MTL Annual Research Report 2013

Design and Fabrication of a Si Sub-cell for Multi-junction GaAsP/Si Solar Cells

This work is part of a collaborative program aimed at ultimately achieving photovoltaic conversion with more than 40% efficiency at a lower cost by combining low-cost manufacturing on large-area Si wafers with high-efficiency III-V materials in a tandem cell. The goal of work described here is to develop a fabrication process for a tandem GaAsP/Si solar cell and silicon sub-cell and to understand the effects of the material quality on the cell performance.  In the initial work, the  focus is on optimizing the base Si cell to achieve the highest possible short-circuit current as it is recognized that the current from the Si sub-cell will most likely be the limiting factor in the overall performance of the tandem cell.

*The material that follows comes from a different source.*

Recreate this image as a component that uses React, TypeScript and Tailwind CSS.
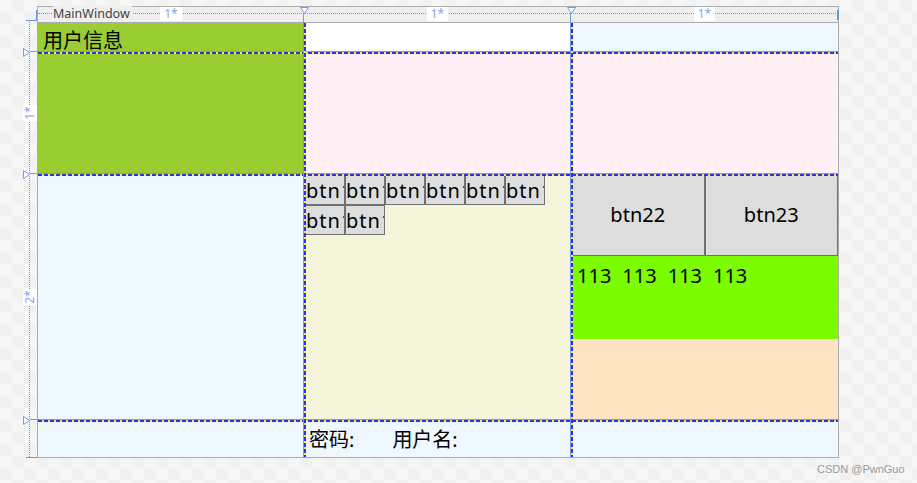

The Si cell process flow and device cross-section are shown in Figure 1. The doping level of the epitaxially-grown Si emitter was varied between 6×10¹⁸ cm^-3 and 2.5×10¹⁹ cm^-3 with a thickness between 0.25 and 1 μm.  An additional 1-μm-thick boron-doped layer was grown prior to emitter growth on one of the wafers to effectively move the PN junction away from the epi-substrate interface and from possible defects. The devices with this layer present showed 10x less leakage current than the devices from wafers with emitters grown directly on the substrate. Maximum EQE of 17% and a short-circuit current density of 34 mA/cm² (at AM1.5) was measured for the cell with emitter doping and thickness of 6×10¹⁸ cm^-3 and 1 μm, respectively.  The I-V characteristics are shown in Figure 2.  Work is in progress on the III-V integration with these baseline Si cells.